Because the conference vision was to raise up and encourage godly leadership, many of the speakers were pastors who speak/preach on a regular basis. I noticed a trend in these speakers. Many of them shared and affirmed (with many heads nodding in agreement) how difficult it is to preach week to week. Preaching is stressful and with it comes a lot of pressure. For instance, the weight not only of prepping for Sunday messages week after week is burdensome, but delivering them, and dealing with the aftermath, particularly on Monday can be overwhelmingly problematic for pastors. A few speakers even commented they feel so insecure about how "good" their messages were afterward (or how they were received by their hearers), that they were inclined to drive their cars over cliffs. Or if suicide wasn't their first choice they'd opt to crawl under a rock to avoid people until they could make themselves valuable again by preaching a show-stopping message.




I get this, I really do.

We put so much effort and energy into preaching, pastoring, presenting, (bearing our soul) etc, that we think somehow we can mess it up so bad that the church will crumble because of it. I've been there.

In our minds, if the people don't laugh at all our jokes, take notes on everything we say, or come running down the aisle to give us praise, I mean, give their lives to Jesus, because they were so moved by our words, then we SUCK and we should quit.

But what are we really thinking here?

I'll tell you what we're thinking:
It's all about us.

Are we that important that we think our life is worth nothing after one bad thirty minute speech?

What about God's power, and the work his Spirit is doing? What about all the OTHER people in the room on Sunday with whom God has gifted and are called to build the church up?  The work of the church is not about one pastor, it's about all of God's people.

When we pastors think the success of our church or ministry hinges on us, our abilities, our charisma, or our thirty minutes on Sunday, we need to have our own "come to Jesus moment."

This is where we need others, especially those not pastors and church leaders, to know how valuable and needed they are. Help out us pastors and remind us often, "It's not about you," because we need to call this what it is. This type of thinking is more about our ego and how good our "presentation" was, rather than if God moved in people's lives.

I love how Paul encourages us in 1 Corinthians 2: 3-5.


I came to you in weakness with great fear and trembling.   
My message and my preaching were not with wise and persuasive words, but with a demonstration of the Spirit’s power, so that your faith might not rest on human wisdom, but on God’s power.

What is Paul saying? He knows what it's like to be nervous! But he was depending on God rather than on how clever his words came out.

Honestly, I think I'd/we'd rather have people's lives rest in our wisdom and how creative we can be at presenting it. We may be too familiar with settling and judging our success by our persuasive words that we miss out on actually seeing supernatural things happen.

Now, please keep in mind, I'm writing this blog for myself, you just get to eavesdrop on my vulnerability-- (thanks to Brene Brown who said it's good to admit your all your emotional baggage).

I get this. I really do. And I'm convicted by it.

When I/we think like this, it just shows I am/we are consumed with ourselves. The whole deal about pastors saying they want to kill themselves on Monday is a whole other conversation...for more on that see my suicidal thoughts blogs one and two. 

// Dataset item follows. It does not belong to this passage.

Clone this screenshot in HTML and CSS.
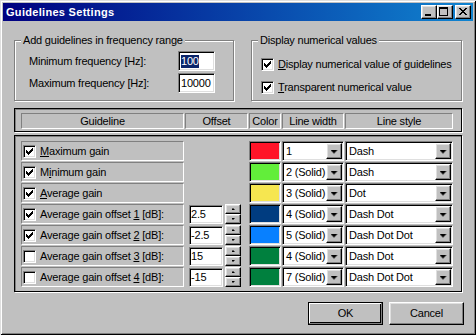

So....I made a note to myself, that funny enough, the week before I sensed God had already given to me.

I was praying and dreaming some things about the future when I knew God began to drop some knowledge on me!

This is what he said:

"My church is about me. You get to play a great part, and that part is equally important to all the other parts. so make room, invite, and empower all the church (God's people) to do it's part. 
 
So, with urgency I share this with you my fellow leaders, pastors, speakers, worship leaders, chaplains, etc. You, what you do and what you have to say, is not the most important part of the Church and it's gatherings. (Whew! For me, that's actually very freeing.).

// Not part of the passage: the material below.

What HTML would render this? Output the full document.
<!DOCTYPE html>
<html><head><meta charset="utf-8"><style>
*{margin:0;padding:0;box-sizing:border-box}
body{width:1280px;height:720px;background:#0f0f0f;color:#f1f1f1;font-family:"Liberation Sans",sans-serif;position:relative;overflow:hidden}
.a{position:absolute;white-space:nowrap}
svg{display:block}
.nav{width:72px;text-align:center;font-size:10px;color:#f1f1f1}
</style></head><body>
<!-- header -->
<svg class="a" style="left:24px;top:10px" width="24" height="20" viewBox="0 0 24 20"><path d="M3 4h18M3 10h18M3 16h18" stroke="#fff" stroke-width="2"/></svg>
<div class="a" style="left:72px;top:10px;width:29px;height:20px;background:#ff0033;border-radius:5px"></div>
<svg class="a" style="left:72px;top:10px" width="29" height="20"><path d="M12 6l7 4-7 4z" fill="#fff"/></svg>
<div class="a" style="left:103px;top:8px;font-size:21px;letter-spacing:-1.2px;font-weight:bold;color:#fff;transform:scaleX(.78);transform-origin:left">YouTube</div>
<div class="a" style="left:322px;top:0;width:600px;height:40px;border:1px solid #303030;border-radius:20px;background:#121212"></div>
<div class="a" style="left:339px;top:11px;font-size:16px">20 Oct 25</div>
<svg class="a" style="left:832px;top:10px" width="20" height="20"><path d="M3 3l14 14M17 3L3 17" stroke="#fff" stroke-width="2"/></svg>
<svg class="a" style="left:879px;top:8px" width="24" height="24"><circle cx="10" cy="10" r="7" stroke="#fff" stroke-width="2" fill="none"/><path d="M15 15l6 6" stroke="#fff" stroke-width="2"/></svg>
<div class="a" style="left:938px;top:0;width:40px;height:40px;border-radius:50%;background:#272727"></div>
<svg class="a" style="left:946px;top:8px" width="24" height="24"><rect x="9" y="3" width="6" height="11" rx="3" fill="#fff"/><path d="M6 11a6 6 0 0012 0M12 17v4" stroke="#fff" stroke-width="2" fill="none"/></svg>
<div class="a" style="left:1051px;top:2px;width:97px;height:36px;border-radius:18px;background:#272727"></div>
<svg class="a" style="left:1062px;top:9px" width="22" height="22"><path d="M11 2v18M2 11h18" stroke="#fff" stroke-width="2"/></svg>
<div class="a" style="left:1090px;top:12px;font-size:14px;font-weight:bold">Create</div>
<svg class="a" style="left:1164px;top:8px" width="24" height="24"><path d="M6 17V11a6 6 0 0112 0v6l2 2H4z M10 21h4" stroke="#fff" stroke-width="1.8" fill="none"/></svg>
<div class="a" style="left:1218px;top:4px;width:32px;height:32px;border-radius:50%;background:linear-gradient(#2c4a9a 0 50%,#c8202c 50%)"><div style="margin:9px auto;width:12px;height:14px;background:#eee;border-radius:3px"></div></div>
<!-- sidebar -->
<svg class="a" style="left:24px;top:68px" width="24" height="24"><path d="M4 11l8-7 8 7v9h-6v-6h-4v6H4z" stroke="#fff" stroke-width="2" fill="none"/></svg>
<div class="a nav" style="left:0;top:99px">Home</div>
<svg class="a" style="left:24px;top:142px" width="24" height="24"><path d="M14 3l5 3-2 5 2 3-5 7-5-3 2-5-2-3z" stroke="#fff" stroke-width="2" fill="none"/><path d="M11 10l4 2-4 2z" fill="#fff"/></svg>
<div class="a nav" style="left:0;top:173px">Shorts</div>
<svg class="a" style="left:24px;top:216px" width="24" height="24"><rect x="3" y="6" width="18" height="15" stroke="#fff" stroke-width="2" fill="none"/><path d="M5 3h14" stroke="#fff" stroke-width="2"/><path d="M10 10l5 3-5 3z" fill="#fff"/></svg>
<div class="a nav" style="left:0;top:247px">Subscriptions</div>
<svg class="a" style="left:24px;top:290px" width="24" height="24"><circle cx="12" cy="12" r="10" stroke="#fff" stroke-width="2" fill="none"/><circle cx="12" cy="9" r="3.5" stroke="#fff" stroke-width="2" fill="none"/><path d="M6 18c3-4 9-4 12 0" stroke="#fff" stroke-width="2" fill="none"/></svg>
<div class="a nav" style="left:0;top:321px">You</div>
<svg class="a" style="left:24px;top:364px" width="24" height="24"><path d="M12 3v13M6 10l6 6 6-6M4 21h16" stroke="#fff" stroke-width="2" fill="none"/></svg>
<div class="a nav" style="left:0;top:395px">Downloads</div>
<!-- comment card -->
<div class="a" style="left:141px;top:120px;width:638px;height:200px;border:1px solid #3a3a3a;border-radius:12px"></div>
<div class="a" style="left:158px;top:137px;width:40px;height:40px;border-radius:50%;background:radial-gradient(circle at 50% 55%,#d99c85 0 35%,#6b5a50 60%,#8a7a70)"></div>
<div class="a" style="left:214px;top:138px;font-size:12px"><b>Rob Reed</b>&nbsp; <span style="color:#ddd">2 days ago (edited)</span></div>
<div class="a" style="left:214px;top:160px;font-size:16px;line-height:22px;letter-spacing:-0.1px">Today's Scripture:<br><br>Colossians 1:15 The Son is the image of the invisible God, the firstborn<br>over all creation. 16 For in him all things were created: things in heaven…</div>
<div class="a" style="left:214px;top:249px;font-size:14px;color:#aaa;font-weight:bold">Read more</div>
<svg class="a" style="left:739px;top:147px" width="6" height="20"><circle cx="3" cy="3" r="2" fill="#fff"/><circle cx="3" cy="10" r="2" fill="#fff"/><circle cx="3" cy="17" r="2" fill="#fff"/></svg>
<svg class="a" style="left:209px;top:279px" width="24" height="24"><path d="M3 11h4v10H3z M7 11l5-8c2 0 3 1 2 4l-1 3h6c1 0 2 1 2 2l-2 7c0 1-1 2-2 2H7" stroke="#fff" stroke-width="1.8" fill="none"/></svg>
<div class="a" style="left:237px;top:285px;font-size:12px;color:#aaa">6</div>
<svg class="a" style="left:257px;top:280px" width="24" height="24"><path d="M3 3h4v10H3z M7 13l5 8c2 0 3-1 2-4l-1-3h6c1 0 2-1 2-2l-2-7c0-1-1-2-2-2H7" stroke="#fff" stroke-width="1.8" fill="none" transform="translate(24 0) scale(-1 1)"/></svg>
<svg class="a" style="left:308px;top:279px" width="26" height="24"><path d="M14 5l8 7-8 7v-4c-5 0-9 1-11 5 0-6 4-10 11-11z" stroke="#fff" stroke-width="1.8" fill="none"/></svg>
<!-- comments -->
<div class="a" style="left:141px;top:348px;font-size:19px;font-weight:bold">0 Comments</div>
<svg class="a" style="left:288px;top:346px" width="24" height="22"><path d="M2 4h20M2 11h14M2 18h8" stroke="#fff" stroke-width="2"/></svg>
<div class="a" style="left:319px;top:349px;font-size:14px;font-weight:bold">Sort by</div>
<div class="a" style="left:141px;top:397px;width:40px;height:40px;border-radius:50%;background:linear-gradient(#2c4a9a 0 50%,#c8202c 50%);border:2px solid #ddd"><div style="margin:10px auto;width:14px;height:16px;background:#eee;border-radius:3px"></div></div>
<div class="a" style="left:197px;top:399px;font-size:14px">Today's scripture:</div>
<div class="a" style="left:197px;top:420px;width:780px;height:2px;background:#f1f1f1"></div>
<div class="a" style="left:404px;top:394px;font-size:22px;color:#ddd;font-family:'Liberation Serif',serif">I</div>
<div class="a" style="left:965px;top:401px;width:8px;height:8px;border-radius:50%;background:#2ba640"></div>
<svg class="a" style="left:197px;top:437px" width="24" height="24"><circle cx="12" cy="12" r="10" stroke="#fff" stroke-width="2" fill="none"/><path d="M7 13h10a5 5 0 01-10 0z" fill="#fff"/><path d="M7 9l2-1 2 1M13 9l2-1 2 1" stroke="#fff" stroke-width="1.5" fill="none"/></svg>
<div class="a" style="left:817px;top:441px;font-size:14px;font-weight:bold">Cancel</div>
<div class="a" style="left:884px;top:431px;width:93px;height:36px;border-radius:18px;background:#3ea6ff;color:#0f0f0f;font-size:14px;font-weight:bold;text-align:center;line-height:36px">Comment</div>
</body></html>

We need to intentionally make a way for all of God's people to live into their roles as disciples, to express their parts of the body. That's when God's church is functioning completely.

So I told myself again, and I'm sharing this with you- if you are a leader/speaker in some way:

You are not the most important person in the church, Jesus is. 

That is so liberating. (Read Colossians 1:15-20).

When I/we think the church lives and dies off of what we have to say/do, we create this vacuum in which sucks all the life and power from the church and puts it right into us.

That is not necessary.

Here's what I think Jesus would say to us pastors/leaders if we let him look into our eyes and speak into us on this topic: 

That youth intern who hasn't been to seminary yet is just as important to the Father's work as you. Invite him to hang out with you and affirm his passion for prayer and the love he has for people on the margins. Invite him to teach the church about what he's learning with the students and that those students are just as important as your mission trips around the world. The music leader shares equal worth with you. So value her and empower her to share her stories as she strums that guitar to lead others to express their love for me. Tell her the Church needs to hear how she came to know me because they can learn from what I did in her life. And that quiet, stay at home mom trying to quiet her baby in the back of the room, is just as important to my mission  as you. Invite her to see her worth in my kingdom and her discipleship gifts as just as important as your preaching. Ask her if she wants to share a message on a Sunday some time, and train her to see her voice is just as valuable as yours. And that high school student with braces and acne texting while you're preaching? He is just as important to my church as you. Call him into using his tech abilities to serve and get the word out to others via Social Media and other creative means. Spend time listening to his questions and doubts, encourage him that his thoughts are valuable and that you need him to fulfill my call on the church and that you all serve together.  And that guy who always arrives late to the worship gathering and interrupts you with his loud motorcycle friends in the parking lot? He's just as important as you. Teach him that his relational compassion to reach out to his fellow biker buddies is just as important as your twenty hours of Greek interpretation. Remember I love you, and I live in you. Remind all my people that I died so that the Holy Spirit would come dwell and empower all of them.  All of my people together, make up my Church. So lead with grace, in my power, as I lead you.



So, I'm making this note for myself and sharing with you Reverend so and so, Minister she she, Chaplain he he, etc.

May you be free to live in God grace on you, and privileged to serve Him, knowing you are loved, and called to be A PART of His body, completed by many. And may I, may you, never forget, Jesus is the true leader, the true pastor of His Church. May we let him pastor us so we can live in his love, free from the need of our ego.  And remember, you ARE IMPORTANT, just not the most important.